Former member of the Board of Directors of the Central Bank of Libya Mraj’a Ghaith explained in an exclusive statement to our source the impact of the Finance Minister of the Government of National Unity’s decision to raise the customs dollar rate to 6 dinars, up from 2.25 dinars.

Ghaith stated that the impact is clear, as the valuation of imported goods invoices will increase, leading to higher customs duties. This, in turn, will raise consumer prices because importers will pass on any costs they incur, including customs fees and other charges, to consumers as part of the product’s overall cost. He described the adjustment as a significant jump in commodity prices.

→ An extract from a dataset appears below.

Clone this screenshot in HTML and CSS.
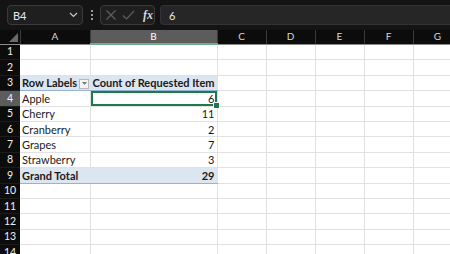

Ghaith continued by providing an example: if an importer’s supplier invoice is worth $1 million, under the previous exchange rate its value in dinars would be:

1,000,000 × 2.25 = 2.25 million dinars

Assuming a 10% customs duty, the customs fees would amount to 225,000 dinars.

Under the new exchange rate, the invoice value becomes:

1,000,000 × 6 = 6 million dinars

The customs duties would then amount to 600,000 dinars.

Ghaith concluded that the difference in customs fees would therefore be 375,000 dinars, an additional cost that will ultimately be borne by consumers.

He added that customs duties will increase by approximately 2.67 times, noting that he believes this outcome is the intended objective given the governments’ control over customs revenues.